Akshay as Vijay gets as close as you could imagine to the superstardom he enjoys in real life. Bearing a charming persona and swag, he shows signs of gratitude for his fans despite being a self-made star. What I loved about Selfiee and which perhaps remains the highlight of the film for me, is Akshay’s tendency to be able to take a joke on himself and laugh at it, too. Be it taking a dig at the constant scrutiny on the number of films he does in a year, Hindi films not working not working at the box office of late or a doctor telling him that he needs to do some ‘classy films over massy cinema’, or even his infamous smile showing his gums , he delivers all of these with so much ease.
It was after over a year that we saw Emraan Hashmi back on the big screen, and he has a pleasant screen presence though at places, he seemed a bit loud and over-the-top. But, maybe that’s how some diehard fans of superstars are. That they can’t control their emotions on seeing or meeting their ‘gods’. In face-off scenes with Akshay, it’s commendable to see how Emraan manages to hold his ground.

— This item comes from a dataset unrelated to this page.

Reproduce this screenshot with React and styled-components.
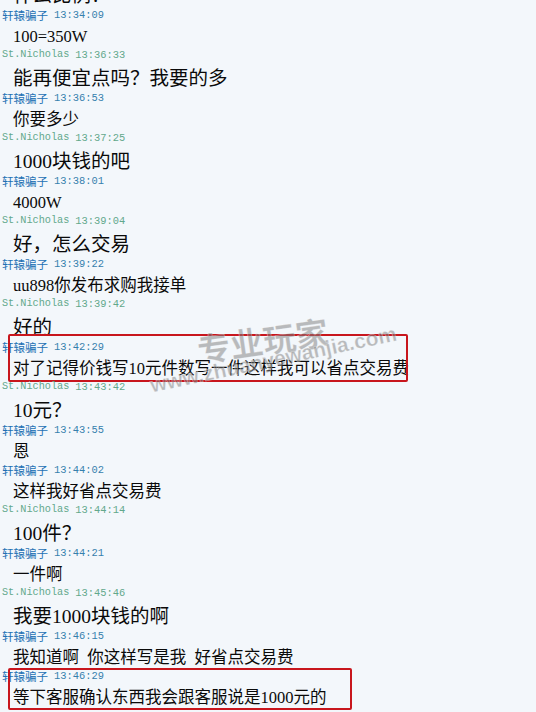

Among the supporting cast, Mahesh Thakur as Vijay’s manager delivers an earnest performance, Meghna Malik as politico Vimla Tiwari is on-point with her comic timing and is given some funny lines. Abhimanyu Singh as Vijay’s contemporary is comic relief and hilarious in scenes, but for someone with his acting calibre, he is completely wasted in the script. And so is Paritosh Tripathi and Kusha Kapila, who appear and disappear as per convenience.
And the ladies are once again neglected or have very little to do in the film. Nushrratt Bharuccha as Om Prakash’s wife is caring but has a quirky side to her. And even though she doesn’t approve of her husband’s obsession with a star, she doesn’t mind flexing in the front of whole colony when the husband is enjoying his 2 minutes of fame on news channels on TV. Diana Penty as Vijay’s wife exists in the script only because there needed to be an emotional arch to the script and that the superstar can use that track to deliver an emotional speech in the climax. Other than that, Diana doesn’t really get much scope to perform or showing her acting chops. Even her scenes with Akshay aren’t anything great or something that will make you sit and take notice of their chemistry.
Talking of chemistry, I rather liked the song Kudiyee Ni Teri Vibe where Akshay grooves with Mrunal Thakur and the two set the screen on fire. Even the remixed version of Main Khiladi Tu Anari that comes in the end credit is a sure shot party number and not to be missed. In a nutshell, Selfiee ticks most of the boxes that Hindi film audiences look for. So, if you are fine with Akshay Kumar continuing to do Hindi remakes of films from the South, you would definitely enjoy Selfiee, even if you have seen the original Malayalam film. After all, isn’t this what everyone is craving for – mass entertainers that can bring audiences back into theatres.